I use the methods your clients in today’s post use. Highlighting is my favorite.
I’m also a RED COMMENT writer. Sometimes I’ll also change a section to BLUE font if the whole section needs revision later. It’s a quick change that’s easy to spot later but allows me to keep the writing flow.
I’ve learned to be (almost) fearless when it comes to tossing aside paragraphs that are not working. But instead of deleting them, I simply cut and paste them to the very end of the chapter. Then typically, I’ll go back to make sure the idea those words were originally written to convey has been included. Or not.

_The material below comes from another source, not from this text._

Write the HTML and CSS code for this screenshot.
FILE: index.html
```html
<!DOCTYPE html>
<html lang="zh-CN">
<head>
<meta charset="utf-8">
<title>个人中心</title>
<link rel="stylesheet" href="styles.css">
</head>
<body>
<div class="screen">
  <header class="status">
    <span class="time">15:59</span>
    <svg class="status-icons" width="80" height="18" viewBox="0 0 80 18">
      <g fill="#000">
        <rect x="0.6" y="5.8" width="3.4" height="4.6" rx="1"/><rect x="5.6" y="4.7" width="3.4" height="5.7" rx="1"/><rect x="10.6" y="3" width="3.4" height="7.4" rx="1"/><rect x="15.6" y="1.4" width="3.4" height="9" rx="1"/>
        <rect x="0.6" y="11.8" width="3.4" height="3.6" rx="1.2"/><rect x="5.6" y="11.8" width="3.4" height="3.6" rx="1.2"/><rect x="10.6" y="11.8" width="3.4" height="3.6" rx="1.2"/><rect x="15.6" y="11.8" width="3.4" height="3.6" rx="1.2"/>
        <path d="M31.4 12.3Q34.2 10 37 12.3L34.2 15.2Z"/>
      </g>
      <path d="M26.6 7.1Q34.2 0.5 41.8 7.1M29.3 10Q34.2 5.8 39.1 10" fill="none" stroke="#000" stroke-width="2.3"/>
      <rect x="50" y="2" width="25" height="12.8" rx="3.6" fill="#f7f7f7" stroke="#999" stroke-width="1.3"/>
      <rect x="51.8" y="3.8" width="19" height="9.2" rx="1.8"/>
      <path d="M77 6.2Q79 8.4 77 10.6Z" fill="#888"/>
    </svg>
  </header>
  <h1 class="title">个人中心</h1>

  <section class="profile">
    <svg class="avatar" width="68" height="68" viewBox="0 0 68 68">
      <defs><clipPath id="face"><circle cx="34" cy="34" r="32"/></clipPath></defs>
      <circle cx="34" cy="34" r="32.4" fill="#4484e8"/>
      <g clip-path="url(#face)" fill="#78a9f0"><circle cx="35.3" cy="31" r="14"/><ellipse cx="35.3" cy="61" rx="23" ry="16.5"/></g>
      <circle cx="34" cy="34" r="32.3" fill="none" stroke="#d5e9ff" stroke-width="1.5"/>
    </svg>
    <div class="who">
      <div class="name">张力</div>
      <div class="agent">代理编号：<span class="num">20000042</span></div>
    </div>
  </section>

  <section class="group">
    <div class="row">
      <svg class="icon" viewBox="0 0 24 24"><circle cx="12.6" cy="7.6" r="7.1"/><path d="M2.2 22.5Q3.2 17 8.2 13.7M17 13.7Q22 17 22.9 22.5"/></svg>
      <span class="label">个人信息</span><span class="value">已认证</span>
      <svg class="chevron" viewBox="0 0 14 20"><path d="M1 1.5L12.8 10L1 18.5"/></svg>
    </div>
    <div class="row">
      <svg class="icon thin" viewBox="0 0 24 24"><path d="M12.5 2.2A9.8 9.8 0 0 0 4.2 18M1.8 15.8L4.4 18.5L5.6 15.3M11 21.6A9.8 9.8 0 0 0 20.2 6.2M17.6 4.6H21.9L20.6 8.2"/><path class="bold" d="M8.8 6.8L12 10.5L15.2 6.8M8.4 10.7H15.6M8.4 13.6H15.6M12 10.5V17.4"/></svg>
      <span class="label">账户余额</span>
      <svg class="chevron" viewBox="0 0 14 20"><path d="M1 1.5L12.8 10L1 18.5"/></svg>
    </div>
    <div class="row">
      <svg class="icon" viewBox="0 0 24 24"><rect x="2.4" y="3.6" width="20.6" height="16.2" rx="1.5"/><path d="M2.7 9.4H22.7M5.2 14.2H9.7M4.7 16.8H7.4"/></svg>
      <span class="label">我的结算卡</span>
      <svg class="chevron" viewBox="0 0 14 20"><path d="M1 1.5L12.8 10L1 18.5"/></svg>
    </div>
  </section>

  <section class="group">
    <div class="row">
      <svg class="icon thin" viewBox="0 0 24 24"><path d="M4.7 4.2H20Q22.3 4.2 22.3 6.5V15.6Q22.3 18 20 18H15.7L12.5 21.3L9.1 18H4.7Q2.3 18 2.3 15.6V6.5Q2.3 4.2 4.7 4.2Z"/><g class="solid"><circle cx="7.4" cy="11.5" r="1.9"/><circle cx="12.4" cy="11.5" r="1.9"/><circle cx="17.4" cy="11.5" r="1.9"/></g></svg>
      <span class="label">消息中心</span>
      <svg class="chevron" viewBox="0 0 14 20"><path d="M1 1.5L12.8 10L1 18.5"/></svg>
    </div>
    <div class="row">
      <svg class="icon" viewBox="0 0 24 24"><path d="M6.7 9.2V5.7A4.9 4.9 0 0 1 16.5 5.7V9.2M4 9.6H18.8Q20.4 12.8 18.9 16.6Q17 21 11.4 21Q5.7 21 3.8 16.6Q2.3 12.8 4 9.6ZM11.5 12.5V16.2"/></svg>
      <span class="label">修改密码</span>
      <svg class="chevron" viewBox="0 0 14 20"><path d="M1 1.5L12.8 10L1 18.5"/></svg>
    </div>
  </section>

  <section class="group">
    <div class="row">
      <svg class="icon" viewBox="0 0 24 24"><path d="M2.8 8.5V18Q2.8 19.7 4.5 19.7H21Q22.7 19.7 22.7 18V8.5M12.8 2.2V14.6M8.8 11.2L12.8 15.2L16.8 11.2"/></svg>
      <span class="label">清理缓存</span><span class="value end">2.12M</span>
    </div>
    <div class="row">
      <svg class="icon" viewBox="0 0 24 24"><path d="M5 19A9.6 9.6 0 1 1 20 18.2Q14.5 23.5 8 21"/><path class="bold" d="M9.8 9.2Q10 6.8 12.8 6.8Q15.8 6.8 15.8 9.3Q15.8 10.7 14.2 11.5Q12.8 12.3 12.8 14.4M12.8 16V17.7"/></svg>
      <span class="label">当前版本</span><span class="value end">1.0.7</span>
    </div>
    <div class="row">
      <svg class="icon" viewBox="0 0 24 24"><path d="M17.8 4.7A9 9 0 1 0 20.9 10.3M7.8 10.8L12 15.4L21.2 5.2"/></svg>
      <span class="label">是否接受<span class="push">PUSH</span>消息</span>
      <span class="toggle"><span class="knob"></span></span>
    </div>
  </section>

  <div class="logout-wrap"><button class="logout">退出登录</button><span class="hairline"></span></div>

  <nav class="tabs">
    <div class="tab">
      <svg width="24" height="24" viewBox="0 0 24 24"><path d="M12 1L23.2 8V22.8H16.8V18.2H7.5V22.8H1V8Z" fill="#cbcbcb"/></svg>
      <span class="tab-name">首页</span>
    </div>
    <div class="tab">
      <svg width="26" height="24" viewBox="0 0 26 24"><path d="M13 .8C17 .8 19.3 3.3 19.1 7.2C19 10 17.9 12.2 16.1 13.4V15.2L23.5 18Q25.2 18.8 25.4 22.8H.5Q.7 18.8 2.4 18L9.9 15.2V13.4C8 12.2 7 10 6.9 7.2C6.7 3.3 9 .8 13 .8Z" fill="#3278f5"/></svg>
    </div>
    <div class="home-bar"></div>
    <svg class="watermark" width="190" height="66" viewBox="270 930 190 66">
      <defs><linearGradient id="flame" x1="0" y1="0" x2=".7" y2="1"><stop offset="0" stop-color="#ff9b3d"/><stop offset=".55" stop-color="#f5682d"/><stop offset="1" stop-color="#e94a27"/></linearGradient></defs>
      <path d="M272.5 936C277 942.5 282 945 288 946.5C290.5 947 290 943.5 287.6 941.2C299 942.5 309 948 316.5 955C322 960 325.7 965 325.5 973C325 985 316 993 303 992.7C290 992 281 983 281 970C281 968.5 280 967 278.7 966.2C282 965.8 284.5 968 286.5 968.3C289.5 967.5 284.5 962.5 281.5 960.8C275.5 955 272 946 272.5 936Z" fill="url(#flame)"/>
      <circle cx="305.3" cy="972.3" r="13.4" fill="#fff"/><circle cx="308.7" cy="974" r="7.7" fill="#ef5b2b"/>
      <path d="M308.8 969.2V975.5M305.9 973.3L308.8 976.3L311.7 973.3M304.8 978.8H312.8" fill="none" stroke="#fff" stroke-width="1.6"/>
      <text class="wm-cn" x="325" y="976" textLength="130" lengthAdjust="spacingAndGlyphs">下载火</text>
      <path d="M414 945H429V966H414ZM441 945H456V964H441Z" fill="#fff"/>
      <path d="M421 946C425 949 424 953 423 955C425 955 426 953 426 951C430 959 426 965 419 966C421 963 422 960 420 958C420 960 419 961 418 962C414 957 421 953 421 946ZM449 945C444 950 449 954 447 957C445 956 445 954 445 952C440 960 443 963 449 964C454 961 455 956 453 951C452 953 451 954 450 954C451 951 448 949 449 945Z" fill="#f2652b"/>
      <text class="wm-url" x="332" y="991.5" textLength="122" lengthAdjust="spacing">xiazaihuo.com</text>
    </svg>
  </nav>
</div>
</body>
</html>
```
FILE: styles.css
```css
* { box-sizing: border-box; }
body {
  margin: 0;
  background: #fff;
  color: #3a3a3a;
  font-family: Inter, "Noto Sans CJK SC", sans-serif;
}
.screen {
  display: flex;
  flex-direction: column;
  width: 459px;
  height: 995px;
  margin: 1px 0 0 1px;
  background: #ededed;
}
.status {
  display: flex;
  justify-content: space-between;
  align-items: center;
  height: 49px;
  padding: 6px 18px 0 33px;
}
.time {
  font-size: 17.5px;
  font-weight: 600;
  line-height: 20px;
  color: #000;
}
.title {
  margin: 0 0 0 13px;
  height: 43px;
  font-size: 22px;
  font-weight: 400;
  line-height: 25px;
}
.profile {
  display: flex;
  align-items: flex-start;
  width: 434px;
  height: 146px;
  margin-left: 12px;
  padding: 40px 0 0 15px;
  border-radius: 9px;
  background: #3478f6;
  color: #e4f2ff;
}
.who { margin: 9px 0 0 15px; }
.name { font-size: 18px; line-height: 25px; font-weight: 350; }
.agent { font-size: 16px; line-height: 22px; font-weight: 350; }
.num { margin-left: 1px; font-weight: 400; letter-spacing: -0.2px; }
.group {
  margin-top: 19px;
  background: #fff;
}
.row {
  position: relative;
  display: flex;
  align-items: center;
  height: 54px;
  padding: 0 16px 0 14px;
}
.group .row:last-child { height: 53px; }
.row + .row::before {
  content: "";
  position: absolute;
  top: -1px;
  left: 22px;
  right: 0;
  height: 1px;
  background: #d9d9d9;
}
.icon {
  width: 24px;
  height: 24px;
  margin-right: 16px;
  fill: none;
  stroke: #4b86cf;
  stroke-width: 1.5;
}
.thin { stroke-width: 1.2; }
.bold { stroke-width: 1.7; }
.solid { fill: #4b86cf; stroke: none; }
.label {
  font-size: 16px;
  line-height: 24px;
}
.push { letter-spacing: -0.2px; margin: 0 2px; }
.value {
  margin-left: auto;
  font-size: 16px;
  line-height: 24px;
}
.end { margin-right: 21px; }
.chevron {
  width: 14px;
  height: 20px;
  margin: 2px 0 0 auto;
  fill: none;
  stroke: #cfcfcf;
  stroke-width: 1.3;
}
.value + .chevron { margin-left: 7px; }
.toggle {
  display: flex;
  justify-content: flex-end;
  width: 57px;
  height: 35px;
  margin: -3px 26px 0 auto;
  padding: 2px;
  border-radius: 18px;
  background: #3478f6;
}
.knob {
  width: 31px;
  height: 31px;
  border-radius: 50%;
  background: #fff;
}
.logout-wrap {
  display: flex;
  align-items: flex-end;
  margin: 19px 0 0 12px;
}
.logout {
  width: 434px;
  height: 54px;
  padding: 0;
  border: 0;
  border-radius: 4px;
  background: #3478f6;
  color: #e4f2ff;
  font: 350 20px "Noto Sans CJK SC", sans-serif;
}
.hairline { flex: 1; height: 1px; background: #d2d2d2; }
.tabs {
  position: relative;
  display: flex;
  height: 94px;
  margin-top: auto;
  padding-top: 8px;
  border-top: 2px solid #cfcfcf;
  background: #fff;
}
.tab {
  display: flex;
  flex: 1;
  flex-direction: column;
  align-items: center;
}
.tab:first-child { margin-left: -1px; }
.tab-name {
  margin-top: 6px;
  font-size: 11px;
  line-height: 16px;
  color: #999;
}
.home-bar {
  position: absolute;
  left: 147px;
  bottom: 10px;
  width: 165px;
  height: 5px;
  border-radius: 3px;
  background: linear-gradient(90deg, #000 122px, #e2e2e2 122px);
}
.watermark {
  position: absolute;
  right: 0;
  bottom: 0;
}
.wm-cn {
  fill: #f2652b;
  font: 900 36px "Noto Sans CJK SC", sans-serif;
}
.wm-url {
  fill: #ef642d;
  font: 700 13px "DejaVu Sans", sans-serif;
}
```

I’m all for writing comments,
but with what my craft’s become
you’ll agree that for a sonnet
comments just look dumb.
Fourteen lines is all you’ve got,
with meter and a scheme,
and for me there ain’t a lot
of time for muse’s dream.
I write ’em fast, in present tense
for the blog posts of today,
and ‘making art’ makes no sense;
relevance does not brook delay.
No leisurely parsing of my words;
in this gig, that, I can’t afford.
Brennan S. McPherson
Type the word note in brackets like this [NOTE] before writing details to check up on later, so that you can use the “FIND” feature in Microsoft Word to find all your Notes without wasting time scrolling. On a deadline, this is massively helpful…

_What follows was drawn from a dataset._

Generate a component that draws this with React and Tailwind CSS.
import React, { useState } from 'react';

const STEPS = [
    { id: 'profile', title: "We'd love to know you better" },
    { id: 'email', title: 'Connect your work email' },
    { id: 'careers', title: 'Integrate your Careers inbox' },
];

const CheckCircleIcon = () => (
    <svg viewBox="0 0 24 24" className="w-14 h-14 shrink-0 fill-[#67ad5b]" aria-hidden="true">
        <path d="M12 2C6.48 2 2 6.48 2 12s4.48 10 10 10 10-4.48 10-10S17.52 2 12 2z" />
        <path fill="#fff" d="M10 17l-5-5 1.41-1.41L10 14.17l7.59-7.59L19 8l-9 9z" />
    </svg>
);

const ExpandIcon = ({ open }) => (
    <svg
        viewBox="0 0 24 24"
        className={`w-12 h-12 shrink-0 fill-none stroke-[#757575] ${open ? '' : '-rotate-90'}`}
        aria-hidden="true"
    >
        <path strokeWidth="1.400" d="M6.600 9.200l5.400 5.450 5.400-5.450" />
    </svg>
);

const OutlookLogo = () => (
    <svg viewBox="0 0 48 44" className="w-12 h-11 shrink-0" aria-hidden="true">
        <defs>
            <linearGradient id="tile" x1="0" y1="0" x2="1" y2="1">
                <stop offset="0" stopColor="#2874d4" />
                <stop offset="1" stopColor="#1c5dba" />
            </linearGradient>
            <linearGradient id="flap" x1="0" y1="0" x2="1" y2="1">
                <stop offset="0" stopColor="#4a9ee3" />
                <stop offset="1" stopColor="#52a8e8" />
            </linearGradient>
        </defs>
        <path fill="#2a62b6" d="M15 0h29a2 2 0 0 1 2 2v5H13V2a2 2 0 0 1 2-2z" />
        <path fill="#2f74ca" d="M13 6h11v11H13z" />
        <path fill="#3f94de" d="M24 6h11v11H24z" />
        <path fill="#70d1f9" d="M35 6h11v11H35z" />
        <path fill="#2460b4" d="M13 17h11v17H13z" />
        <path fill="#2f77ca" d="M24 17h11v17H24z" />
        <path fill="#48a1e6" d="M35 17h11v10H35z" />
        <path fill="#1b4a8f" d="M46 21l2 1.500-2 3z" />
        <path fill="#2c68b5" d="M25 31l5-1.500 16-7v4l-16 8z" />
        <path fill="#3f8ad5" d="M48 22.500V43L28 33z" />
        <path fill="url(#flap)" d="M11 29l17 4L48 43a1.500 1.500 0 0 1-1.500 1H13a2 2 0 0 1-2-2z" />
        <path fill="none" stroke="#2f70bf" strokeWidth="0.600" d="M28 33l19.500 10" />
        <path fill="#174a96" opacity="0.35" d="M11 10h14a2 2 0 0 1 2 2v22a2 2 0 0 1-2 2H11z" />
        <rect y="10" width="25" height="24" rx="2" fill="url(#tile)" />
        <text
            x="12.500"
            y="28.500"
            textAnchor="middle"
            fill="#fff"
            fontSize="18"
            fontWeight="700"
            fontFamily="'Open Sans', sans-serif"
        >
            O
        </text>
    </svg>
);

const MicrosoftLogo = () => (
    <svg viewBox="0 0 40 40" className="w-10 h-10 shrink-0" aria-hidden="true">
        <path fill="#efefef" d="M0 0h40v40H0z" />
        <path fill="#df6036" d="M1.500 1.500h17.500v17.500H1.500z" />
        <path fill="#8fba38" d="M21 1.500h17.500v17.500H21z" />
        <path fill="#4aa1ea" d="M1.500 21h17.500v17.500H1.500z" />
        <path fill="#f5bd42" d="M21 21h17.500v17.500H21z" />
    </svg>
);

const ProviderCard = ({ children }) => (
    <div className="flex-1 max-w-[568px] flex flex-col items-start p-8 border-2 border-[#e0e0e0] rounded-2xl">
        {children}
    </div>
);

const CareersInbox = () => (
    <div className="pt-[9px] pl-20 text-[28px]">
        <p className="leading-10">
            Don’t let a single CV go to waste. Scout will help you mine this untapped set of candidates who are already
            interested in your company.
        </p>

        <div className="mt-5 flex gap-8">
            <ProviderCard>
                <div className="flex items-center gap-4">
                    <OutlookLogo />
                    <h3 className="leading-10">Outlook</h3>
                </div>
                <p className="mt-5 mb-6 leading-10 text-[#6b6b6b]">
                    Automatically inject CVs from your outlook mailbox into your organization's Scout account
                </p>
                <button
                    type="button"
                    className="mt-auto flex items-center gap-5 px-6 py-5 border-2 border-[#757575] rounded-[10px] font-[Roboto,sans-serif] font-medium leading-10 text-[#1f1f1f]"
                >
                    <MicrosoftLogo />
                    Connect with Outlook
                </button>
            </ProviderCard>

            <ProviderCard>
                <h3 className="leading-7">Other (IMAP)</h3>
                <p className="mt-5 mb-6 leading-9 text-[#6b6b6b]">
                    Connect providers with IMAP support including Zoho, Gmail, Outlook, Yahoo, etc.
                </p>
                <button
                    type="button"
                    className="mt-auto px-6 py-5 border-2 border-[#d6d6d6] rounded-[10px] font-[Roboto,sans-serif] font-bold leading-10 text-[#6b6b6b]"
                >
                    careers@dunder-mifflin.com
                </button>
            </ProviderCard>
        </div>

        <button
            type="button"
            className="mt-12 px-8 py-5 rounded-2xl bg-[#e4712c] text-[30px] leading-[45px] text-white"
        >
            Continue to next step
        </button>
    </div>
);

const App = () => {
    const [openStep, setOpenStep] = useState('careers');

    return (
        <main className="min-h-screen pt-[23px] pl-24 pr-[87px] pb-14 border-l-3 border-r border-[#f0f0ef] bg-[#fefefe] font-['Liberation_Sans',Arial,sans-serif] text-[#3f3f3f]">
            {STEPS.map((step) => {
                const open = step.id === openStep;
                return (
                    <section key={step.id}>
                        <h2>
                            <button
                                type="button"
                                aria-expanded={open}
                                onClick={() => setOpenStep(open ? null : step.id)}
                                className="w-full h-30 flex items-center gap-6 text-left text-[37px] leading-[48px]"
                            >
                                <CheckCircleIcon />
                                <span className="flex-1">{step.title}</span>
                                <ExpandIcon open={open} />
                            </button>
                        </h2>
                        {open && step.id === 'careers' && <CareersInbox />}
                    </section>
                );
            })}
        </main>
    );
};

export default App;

I’m working on a detailed timeline in Excel, for my nonfiction book. But I’ve already written some scenes to include, which I seem to write best longhand on a yellow legal pad. I like using strikethroughs when editing, so I can still see the original thought. It might not be practical to write the entire manuscript this way, but for the personal moments the words seem to flow easier this way.
I found it satisfying to see that established authors use various editing tools that work for them. While writing I make a note in red about checking a resource later. I am an editor at heart and profession and find it hard not to edit while writing. However, I do return to edit, as often as four times.

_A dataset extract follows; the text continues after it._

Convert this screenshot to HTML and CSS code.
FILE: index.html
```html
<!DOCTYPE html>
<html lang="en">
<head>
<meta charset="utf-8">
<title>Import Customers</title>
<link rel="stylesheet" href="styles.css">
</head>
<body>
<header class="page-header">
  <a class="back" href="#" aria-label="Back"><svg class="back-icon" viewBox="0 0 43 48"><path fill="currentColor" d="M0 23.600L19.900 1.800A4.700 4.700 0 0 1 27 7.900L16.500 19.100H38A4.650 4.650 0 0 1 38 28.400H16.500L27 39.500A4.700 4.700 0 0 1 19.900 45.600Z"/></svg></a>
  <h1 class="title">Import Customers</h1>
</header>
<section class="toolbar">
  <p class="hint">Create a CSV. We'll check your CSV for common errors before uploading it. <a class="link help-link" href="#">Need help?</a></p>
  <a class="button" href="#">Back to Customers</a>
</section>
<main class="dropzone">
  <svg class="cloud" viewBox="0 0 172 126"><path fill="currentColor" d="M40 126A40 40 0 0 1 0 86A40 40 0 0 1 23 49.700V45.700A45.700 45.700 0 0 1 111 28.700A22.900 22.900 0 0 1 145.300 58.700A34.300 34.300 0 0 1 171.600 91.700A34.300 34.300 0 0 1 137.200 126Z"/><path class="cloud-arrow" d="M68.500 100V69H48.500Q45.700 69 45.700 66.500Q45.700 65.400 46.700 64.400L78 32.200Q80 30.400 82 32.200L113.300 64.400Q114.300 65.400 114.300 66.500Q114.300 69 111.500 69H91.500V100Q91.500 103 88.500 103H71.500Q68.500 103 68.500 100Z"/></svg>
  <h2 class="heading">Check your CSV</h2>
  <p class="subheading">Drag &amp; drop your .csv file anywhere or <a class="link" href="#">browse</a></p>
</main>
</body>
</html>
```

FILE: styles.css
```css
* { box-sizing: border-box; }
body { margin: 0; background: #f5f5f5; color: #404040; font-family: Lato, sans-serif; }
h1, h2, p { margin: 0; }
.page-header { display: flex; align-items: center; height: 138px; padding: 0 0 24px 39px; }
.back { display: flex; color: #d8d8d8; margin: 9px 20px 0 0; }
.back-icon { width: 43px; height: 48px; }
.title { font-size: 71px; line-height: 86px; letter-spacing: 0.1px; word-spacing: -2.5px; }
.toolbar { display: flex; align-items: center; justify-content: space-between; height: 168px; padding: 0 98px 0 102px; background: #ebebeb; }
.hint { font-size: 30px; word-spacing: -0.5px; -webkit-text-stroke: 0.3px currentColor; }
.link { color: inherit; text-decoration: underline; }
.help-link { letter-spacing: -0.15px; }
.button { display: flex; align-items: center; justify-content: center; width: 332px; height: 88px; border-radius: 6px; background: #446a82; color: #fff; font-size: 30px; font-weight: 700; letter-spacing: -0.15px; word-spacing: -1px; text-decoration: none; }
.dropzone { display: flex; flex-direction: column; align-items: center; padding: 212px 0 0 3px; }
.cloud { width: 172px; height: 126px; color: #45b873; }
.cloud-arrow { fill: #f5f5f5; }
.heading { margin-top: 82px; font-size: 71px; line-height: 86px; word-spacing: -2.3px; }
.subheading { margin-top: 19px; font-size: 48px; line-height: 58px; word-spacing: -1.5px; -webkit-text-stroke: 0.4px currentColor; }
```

When I’m working on or self-editing my work, I only use *** to note something I need to address or to save the place where I need to go back while working. I never leave comments, whether with tracking or comments feature, because I don’t want to miss anything before sending the ms for publishing. The tracking feature works beautifully for critiquing, but I’ve found no use for it otherwise. If I have something to address before professional editing or publishing, I jot it down in a note book I keep for the book I’m working on. I have pages labeled “Before you Publish” or “Before you send to editor.” That way, all I need to do is find *** and take care of these items. When I’m ready to send the ms to be published, I do a search and find *** and eliminate any that were left behind. It’s been working for me for three novels so far. I think I’ll stick with it. LOL
I put comments to myself in my manuscript inside parenthesis and then highlight them in yellow. “Ref” means I need to look up the reference. Probably my most used comment is “Is this the best place for this?” I put excerpts that I have cut, but am still not sure whether I might use, in grey highlighting at the end of the chapter.
I use the Word –> OneNote linking to make research notes and to access them as I write. I’ve found that to be quite useful.
on printed up MS, Post It notes… plan to bubble it electronically.
If I use the “comments” feature, I put it at the very top of the page, in red or yellow. If I need to check a date or detail, I put ????? as placeholders until I can fill the information in. Much of the time I write the first draft in longhand. I use a red pen to write notes to myself of what I need to clarify.
Kristen Joy Wilks
I use comments when I go back and forth with my critique partner, but never when I write. I have a separate document titled “Revision ideas 2019, title” that I put ideas in as a go. Then when it is time to revise, I go down my list one by one and fix things. If the year changes over, I’ll look through my revision ideas and switch the good ones over to a new document for the next year.